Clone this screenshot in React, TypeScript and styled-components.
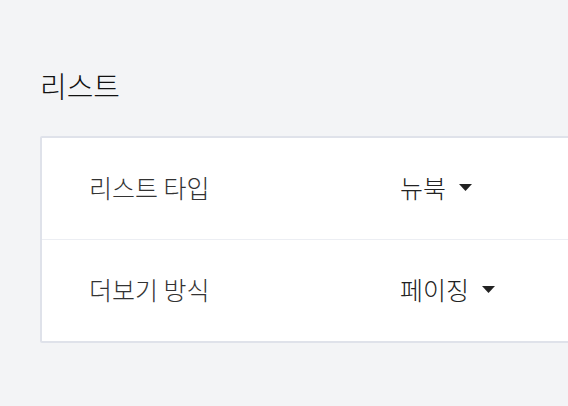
import { ReactElement } from 'react';
import styled, { createGlobalStyle } from 'styled-components';

type Setting = {
  label: string;
  value: string;
};

const settings: Setting[] = [
  { label: '리스트 타입', value: '뉴북' },
  { label: '더보기 방식', value: '페이징' }
];

const GlobalStyle = createGlobalStyle`
  html, body {
    margin: 0;
    padding: 0;
    background: #f3f4f6;
  }
  body {
    font-family: 'Noto Sans CJK KR', 'Noto Sans', sans-serif;
    color: #333;
  }
`;

const Caret = () => (
  <svg width="13" height="7" viewBox="0 0 13 7">
    <path d="M0 0 H13 L6.5 7 Z" fill="#222" />
  </svg>
);

const App = (): ReactElement => {
  return (
    <Page>
      <GlobalStyle />
      <Title>리스트</Title>
      <Card>
        {settings.map((s) => (
          <Row key={s.label}>
            <Label>{s.label}</Label>
            <Select>
              {s.value}
              <Caret />
            </Select>
          </Row>
        ))}
      </Card>
    </Page>
  );
};

const Page = styled.div`
  padding: 63px 0 0 40px;
  min-height: 406px;
  box-sizing: border-box;
  overflow: hidden;
`;

const Title = styled.h2`
  margin: 0 0 29px 0;
  font-size: 29px;
  font-weight: 300;
  line-height: 44px;
  color: #111;
`;

const Card = styled.div`
  width: 560px;
  background: #fff;
  border: 2px solid #dfe2ea;
  border-radius: 2px;
`;

const Row = styled.div`
  display: grid;
  grid-template-columns: 311px 1fr;
  align-items: center;
  height: 101px;
  padding-left: 47px;
  line-height: 30px;
  & + & {
    border-top: 1px solid #eceef3;
  }
`;

const Label = styled.span`
  font-size: 25px;
  font-weight: 300;
  color: #333;
  margin-top: -3px;
`;

const Select = styled.span`
  display: flex;
  align-items: center;
  gap: 13px;
  font-size: 25px;
  font-weight: 300;
  color: #222;
  margin-top: -3px;
`;

export default App;
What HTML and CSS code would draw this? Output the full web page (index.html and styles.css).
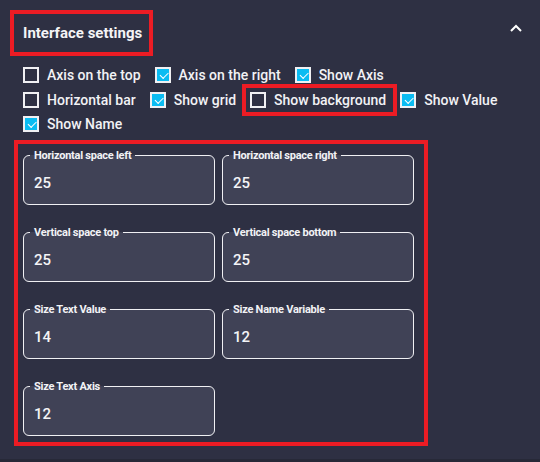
————————
Requirement >>
Without the pictures, copy the entries from their first line through the line containing "export default App;", and only those lines.

The answer >>
Clone this screenshot in React, TypeScript and styled-components.
import { ReactElement } from 'react';
import styled, { createGlobalStyle } from 'styled-components';

type Setting = {
  label: string;
  value: string;
};

const settings: Setting[] = [
  { label: '리스트 타입', value: '뉴북' },
  { label: '더보기 방식', value: '페이징' }
];

const GlobalStyle = createGlobalStyle`
  html, body {
    margin: 0;
    padding: 0;
    background: #f3f4f6;
  }
  body {
    font-family: 'Noto Sans CJK KR', 'Noto Sans', sans-serif;
    color: #333;
  }
`;

const Caret = () => (
  <svg width="13" height="7" viewBox="0 0 13 7">
    <path d="M0 0 H13 L6.5 7 Z" fill="#222" />
  </svg>
);

const App = (): ReactElement => {
  return (
    <Page>
      <GlobalStyle />
      <Title>리스트</Title>
      <Card>
        {settings.map((s) => (
          <Row key={s.label}>
            <Label>{s.label}</Label>
            <Select>
              {s.value}
              <Caret />
            </Select>
          </Row>
        ))}
      </Card>
    </Page>
  );
};

const Page = styled.div`
  padding: 63px 0 0 40px;
  min-height: 406px;
  box-sizing: border-box;
  overflow: hidden;
`;

const Title = styled.h2`
  margin: 0 0 29px 0;
  font-size: 29px;
  font-weight: 300;
  line-height: 44px;
  color: #111;
`;

const Card = styled.div`
  width: 560px;
  background: #fff;
  border: 2px solid #dfe2ea;
  border-radius: 2px;
`;

const Row = styled.div`
  display: grid;
  grid-template-columns: 311px 1fr;
  align-items: center;
  height: 101px;
  padding-left: 47px;
  line-height: 30px;
  & + & {
    border-top: 1px solid #eceef3;
  }
`;

const Label = styled.span`
  font-size: 25px;
  font-weight: 300;
  color: #333;
  margin-top: -3px;
`;

const Select = styled.span`
  display: flex;
  align-items: center;
  gap: 13px;
  font-size: 25px;
  font-weight: 300;
  color: #222;
  margin-top: -3px;
`;

export default App;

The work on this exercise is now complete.